Stated goal:
Could you write out the records below exactly as they appear, leaving out any pictures?
————————
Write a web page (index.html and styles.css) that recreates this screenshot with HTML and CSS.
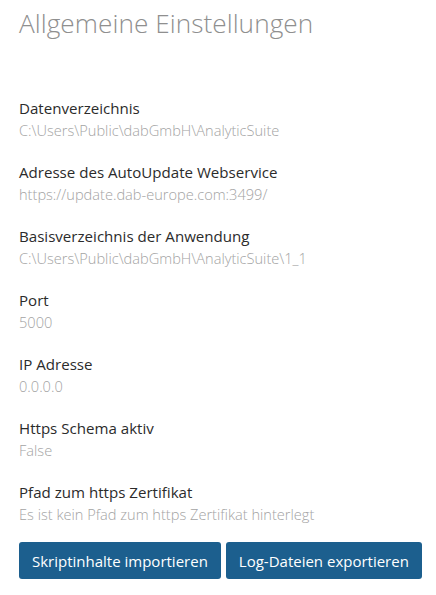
FILE: index.html
```html
<!DOCTYPE html>
<html lang="de">
<head>
<meta charset="utf-8">
<link rel="stylesheet" href="styles.css">
</head>
<body>
<main class="page">
  <h1 class="title">Allgemeine Einstellungen</h1>
  <dl class="settings">
    <div class="item"><dt>Datenverzeichnis</dt><dd>C:\Users\Public\dabGmbH\AnalyticSuite</dd></div>
    <div class="item"><dt>Adresse des AutoUpdate Webservice</dt><dd>https://update.dab-europe.com:3499/</dd></div>
    <div class="item"><dt>Basisverzeichnis der Anwendung</dt><dd>C:\Users\Public\dabGmbH\AnalyticSuite\1_1</dd></div>
    <div class="item"><dt>Port</dt><dd>5000</dd></div>
    <div class="item"><dt>IP Adresse</dt><dd>0.0.0.0</dd></div>
    <div class="item"><dt>Https Schema aktiv</dt><dd>False</dd></div>
    <div class="item"><dt>Pfad zum https Zertifikat</dt><dd>Es ist kein Pfad zum https Zertifikat hinterlegt</dd></div>
  </dl>
  <div class="actions">
    <button class="btn" type="button">Skriptinhalte importieren</button>
    <button class="btn" type="button">Log-Dateien exportieren</button>
  </div>
</main>
</body>
</html>
```
FILE: styles.css
```css
* { box-sizing: border-box; }
html, body { margin: 0; padding: 0; background: #fff; }
body { font-family: "Open Sans", "Noto Sans", sans-serif; }
.page { padding: 3px 0 0 19px; }
.title {
  margin: 0;
  font-size: 26.2px;
  font-weight: 300;
  color: #8f8f8f;
  line-height: 40px;
  letter-spacing: 0.05px;
}
.settings { margin: 54px 0 0 0; display: flex; flex-direction: column; gap: 20px; }
.item { display: flex; flex-direction: column; }
.item dt { font-size: 15.1px; color: #2b2b2b; line-height: 22px; }
.item dd { margin: 0; font-size: 14.6px; font-weight: 300; color: #a3a3a3; line-height: 22px; }
.actions { display: flex; gap: 5px; margin-top: 17px; }
.btn {
  flex: none;
  white-space: nowrap;
  font-family: inherit;
  font-size: 15px;
  color: #fff;
  background: #1c5f8e;
  border: 0;
  border-radius: 3px;
  height: 37px;
  padding: 0 13px;
}
```
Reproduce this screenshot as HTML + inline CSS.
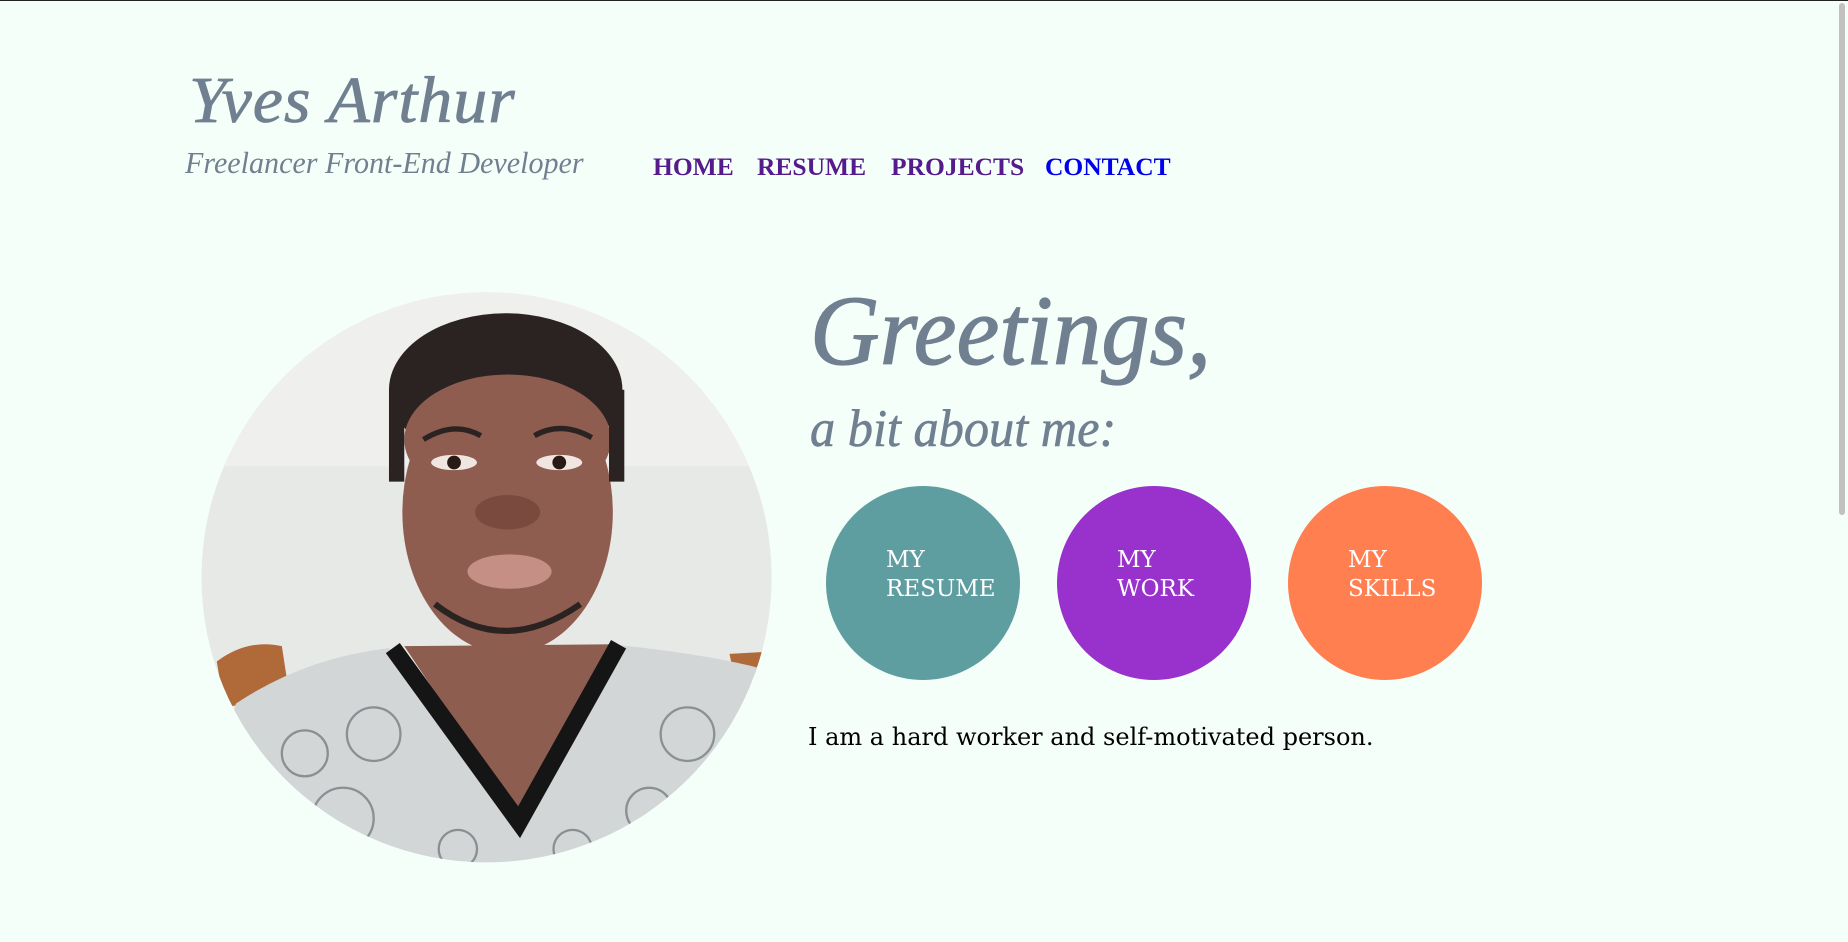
<!DOCTYPE html>
<html><head><meta charset="utf-8"><style>
html,body{margin:0;padding:0;}
body{width:1848px;height:941px;background:#f5fffa;position:relative;overflow:hidden;border-top:1px solid #222;box-sizing:border-box;font-family:"Liberation Serif",serif;}
.a{position:absolute;white-space:nowrap;}
.slate{color:#708090;font-style:italic;}
.nav{font-weight:bold;font-size:25.5px;top:151px;}
.c{position:absolute;width:194px;height:194px;border-radius:50%;top:485px;}
.c span{position:absolute;left:60px;top:60px;color:#fff;font-family:"DejaVu Serif",serif;font-size:23px;line-height:29px;}
</style></head><body>
<div class="a slate" style="left:189px;top:62px;font-size:66px;letter-spacing:1px;transform:scaleX(1.03);transform-origin:left;-webkit-text-stroke:0.8px #708090;">Yves Arthur</div>
<div class="a slate" style="left:185px;top:144px;font-size:31px;transform:scaleX(0.97);transform-origin:left;">Freelancer Front-End Developer</div>
<div class="a nav" style="left:653px;color:#551a8b;">HOME</div>
<div class="a nav" style="left:757px;color:#551a8b;">RESUME</div>
<div class="a nav" style="left:891px;color:#551a8b;">PROJECTS</div>
<div class="a nav" style="left:1045px;color:#0000ee;">CONTACT</div>

<svg class="a" style="left:190px;top:274px" width="600" height="600" viewBox="0 0 1568 1568">
<defs><clipPath id="cp"><circle cx="775" cy="790" r="745"/></clipPath></defs>
<g clip-path="url(#cp)">
<rect width="1568" height="1568" fill="#e7e9e6"/>
<rect x="0" y="0" width="1568" height="500" fill="#efefed"/>
<path d="M70 1010 Q150 950 240 970 L260 1100 L90 1130Z" fill="#b06a3a"/>
<path d="M1410 990 L1500 985 L1500 1040 L1420 1040Z" fill="#b06a3a"/>
<path d="M120 1120 Q300 1000 520 975 L860 1420 L1100 965 Q1350 990 1500 1030 L1568 1568 L0 1568Z" fill="#d3d6d6"/>
<g stroke="#5a6066" stroke-width="6" fill="none" opacity="0.6">
<circle cx="300" cy="1250" r="60"/><circle cx="480" cy="1200" r="70"/><circle cx="1300" cy="1200" r="70"/><circle cx="1200" cy="1400" r="60"/><circle cx="400" cy="1420" r="80"/><circle cx="1400" cy="1350" r="50"/><circle cx="700" cy="1500" r="50"/><circle cx="1000" cy="1500" r="50"/>
</g>
<path d="M560 970 L1110 965 L860 1420Z" fill="#8d5e4f"/>
<path d="M530 975 L860 1430 L1120 965" stroke="#151515" stroke-width="45" fill="none"/>
<ellipse cx="830" cy="620" rx="275" ry="370" fill="#8e5d50"/>
<ellipse cx="825" cy="300" rx="305" ry="200" fill="#2a2321"/>
<ellipse cx="830" cy="430" rx="270" ry="170" fill="#8e5d50"/>
<rect x="520" y="300" width="40" height="240" fill="#2a2321"/>
<rect x="1095" y="300" width="40" height="240" fill="#2a2321"/>
<ellipse cx="690" cy="490" rx="60" ry="20" fill="#efe6e2"/><circle cx="690" cy="490" r="18" fill="#2a1a16"/>
<ellipse cx="965" cy="490" rx="60" ry="20" fill="#efe6e2"/><circle cx="965" cy="490" r="18" fill="#2a1a16"/>
<path d="M610 430 Q690 380 760 420" stroke="#2a2321" stroke-width="14" fill="none"/>
<path d="M900 420 Q970 380 1050 425" stroke="#2a2321" stroke-width="14" fill="none"/>
<ellipse cx="830" cy="620" rx="85" ry="45" fill="#7a4a3f"/>
<ellipse cx="835" cy="775" rx="110" ry="45" fill="#c58f86"/>
<path d="M640 860 Q820 1000 1020 860" stroke="#2a2321" stroke-width="16" fill="none"/>
</g>
</svg>

<div class="a slate" style="left:810px;top:272px;font-size:100px;transform:scaleX(0.965);transform-origin:left;-webkit-text-stroke:1.2px #708090;">Greetings,</div>
<div class="a slate" style="left:810px;top:398px;font-size:53px;transform:scaleX(0.95);transform-origin:left;-webkit-text-stroke:0.6px #708090;">a bit about me:</div>

<div class="c" style="left:826px;background:#5f9ea0;"><span>MY<br>RESUME</span></div>
<div class="c" style="left:1057px;background:#9932cc;"><span>MY<br>WORK</span></div>
<div class="c" style="left:1288px;background:#ff7f50;"><span>MY<br>SKILLS</span></div>

<div class="a" style="left:808px;top:722px;font-family:'DejaVu Serif',serif;font-size:24px;color:#000;">I am a hard worker and self-motivated person.</div>

<div class="a" style="left:1836px;top:0;width:12px;height:941px;background:#f5fffa;"></div>
<div class="a" style="left:1839px;top:2px;width:6px;height:512px;background:#c1c1c1;border-radius:3px;"></div>
</body></html>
————————
Reply:
Write a web page (index.html and styles.css) that recreates this screenshot with HTML and CSS.
FILE: index.html
```html
<!DOCTYPE html>
<html lang="de">
<head>
<meta charset="utf-8">
<link rel="stylesheet" href="styles.css">
</head>
<body>
<main class="page">
  <h1 class="title">Allgemeine Einstellungen</h1>
  <dl class="settings">
    <div class="item"><dt>Datenverzeichnis</dt><dd>C:\Users\Public\dabGmbH\AnalyticSuite</dd></div>
    <div class="item"><dt>Adresse des AutoUpdate Webservice</dt><dd>https://update.dab-europe.com:3499/</dd></div>
    <div class="item"><dt>Basisverzeichnis der Anwendung</dt><dd>C:\Users\Public\dabGmbH\AnalyticSuite\1_1</dd></div>
    <div class="item"><dt>Port</dt><dd>5000</dd></div>
    <div class="item"><dt>IP Adresse</dt><dd>0.0.0.0</dd></div>
    <div class="item"><dt>Https Schema aktiv</dt><dd>False</dd></div>
    <div class="item"><dt>Pfad zum https Zertifikat</dt><dd>Es ist kein Pfad zum https Zertifikat hinterlegt</dd></div>
  </dl>
  <div class="actions">
    <button class="btn" type="button">Skriptinhalte importieren</button>
    <button class="btn" type="button">Log-Dateien exportieren</button>
  </div>
</main>
</body>
</html>
```
FILE: styles.css
```css
* { box-sizing: border-box; }
html, body { margin: 0; padding: 0; background: #fff; }
body { font-family: "Open Sans", "Noto Sans", sans-serif; }
.page { padding: 3px 0 0 19px; }
.title {
  margin: 0;
  font-size: 26.2px;
  font-weight: 300;
  color: #8f8f8f;
  line-height: 40px;
  letter-spacing: 0.05px;
}
.settings { margin: 54px 0 0 0; display: flex; flex-direction: column; gap: 20px; }
.item { display: flex; flex-direction: column; }
.item dt { font-size: 15.1px; color: #2b2b2b; line-height: 22px; }
.item dd { margin: 0; font-size: 14.6px; font-weight: 300; color: #a3a3a3; line-height: 22px; }
.actions { display: flex; gap: 5px; margin-top: 17px; }
.btn {
  flex: none;
  white-space: nowrap;
  font-family: inherit;
  font-size: 15px;
  color: #fff;
  background: #1c5f8e;
  border: 0;
  border-radius: 3px;
  height: 37px;
  padding: 0 13px;
}
```
Reproduce this screenshot as HTML + inline CSS.
<!DOCTYPE html>
<html><head><meta charset="utf-8"><style>
html,body{margin:0;padding:0;}
body{width:1848px;height:941px;background:#f5fffa;position:relative;overflow:hidden;border-top:1px solid #222;box-sizing:border-box;font-family:"Liberation Serif",serif;}
.a{position:absolute;white-space:nowrap;}
.slate{color:#708090;font-style:italic;}
.nav{font-weight:bold;font-size:25.5px;top:151px;}
.c{position:absolute;width:194px;height:194px;border-radius:50%;top:485px;}
.c span{position:absolute;left:60px;top:60px;color:#fff;font-family:"DejaVu Serif",serif;font-size:23px;line-height:29px;}
</style></head><body>
<div class="a slate" style="left:189px;top:62px;font-size:66px;letter-spacing:1px;transform:scaleX(1.03);transform-origin:left;-webkit-text-stroke:0.8px #708090;">Yves Arthur</div>
<div class="a slate" style="left:185px;top:144px;font-size:31px;transform:scaleX(0.97);transform-origin:left;">Freelancer Front-End Developer</div>
<div class="a nav" style="left:653px;color:#551a8b;">HOME</div>
<div class="a nav" style="left:757px;color:#551a8b;">RESUME</div>
<div class="a nav" style="left:891px;color:#551a8b;">PROJECTS</div>
<div class="a nav" style="left:1045px;color:#0000ee;">CONTACT</div>

<svg class="a" style="left:190px;top:274px" width="600" height="600" viewBox="0 0 1568 1568">
<defs><clipPath id="cp"><circle cx="775" cy="790" r="745"/></clipPath></defs>
<g clip-path="url(#cp)">
<rect width="1568" height="1568" fill="#e7e9e6"/>
<rect x="0" y="0" width="1568" height="500" fill="#efefed"/>
<path d="M70 1010 Q150 950 240 970 L260 1100 L90 1130Z" fill="#b06a3a"/>
<path d="M1410 990 L1500 985 L1500 1040 L1420 1040Z" fill="#b06a3a"/>
<path d="M120 1120 Q300 1000 520 975 L860 1420 L1100 965 Q1350 990 1500 1030 L1568 1568 L0 1568Z" fill="#d3d6d6"/>
<g stroke="#5a6066" stroke-width="6" fill="none" opacity="0.6">
<circle cx="300" cy="1250" r="60"/><circle cx="480" cy="1200" r="70"/><circle cx="1300" cy="1200" r="70"/><circle cx="1200" cy="1400" r="60"/><circle cx="400" cy="1420" r="80"/><circle cx="1400" cy="1350" r="50"/><circle cx="700" cy="1500" r="50"/><circle cx="1000" cy="1500" r="50"/>
</g>
<path d="M560 970 L1110 965 L860 1420Z" fill="#8d5e4f"/>
<path d="M530 975 L860 1430 L1120 965" stroke="#151515" stroke-width="45" fill="none"/>
<ellipse cx="830" cy="620" rx="275" ry="370" fill="#8e5d50"/>
<ellipse cx="825" cy="300" rx="305" ry="200" fill="#2a2321"/>
<ellipse cx="830" cy="430" rx="270" ry="170" fill="#8e5d50"/>
<rect x="520" y="300" width="40" height="240" fill="#2a2321"/>
<rect x="1095" y="300" width="40" height="240" fill="#2a2321"/>
<ellipse cx="690" cy="490" rx="60" ry="20" fill="#efe6e2"/><circle cx="690" cy="490" r="18" fill="#2a1a16"/>
<ellipse cx="965" cy="490" rx="60" ry="20" fill="#efe6e2"/><circle cx="965" cy="490" r="18" fill="#2a1a16"/>
<path d="M610 430 Q690 380 760 420" stroke="#2a2321" stroke-width="14" fill="none"/>
<path d="M900 420 Q970 380 1050 425" stroke="#2a2321" stroke-width="14" fill="none"/>
<ellipse cx="830" cy="620" rx="85" ry="45" fill="#7a4a3f"/>
<ellipse cx="835" cy="775" rx="110" ry="45" fill="#c58f86"/>
<path d="M640 860 Q820 1000 1020 860" stroke="#2a2321" stroke-width="16" fill="none"/>
</g>
</svg>

<div class="a slate" style="left:810px;top:272px;font-size:100px;transform:scaleX(0.965);transform-origin:left;-webkit-text-stroke:1.2px #708090;">Greetings,</div>
<div class="a slate" style="left:810px;top:398px;font-size:53px;transform:scaleX(0.95);transform-origin:left;-webkit-text-stroke:0.6px #708090;">a bit about me:</div>

<div class="c" style="left:826px;background:#5f9ea0;"><span>MY<br>RESUME</span></div>
<div class="c" style="left:1057px;background:#9932cc;"><span>MY<br>WORK</span></div>
<div class="c" style="left:1288px;background:#ff7f50;"><span>MY<br>SKILLS</span></div>

<div class="a" style="left:808px;top:722px;font-family:'DejaVu Serif',serif;font-size:24px;color:#000;">I am a hard worker and self-motivated person.</div>

<div class="a" style="left:1836px;top:0;width:12px;height:941px;background:#f5fffa;"></div>
<div class="a" style="left:1839px;top:2px;width:6px;height:512px;background:#c1c1c1;border-radius:3px;"></div>
</body></html>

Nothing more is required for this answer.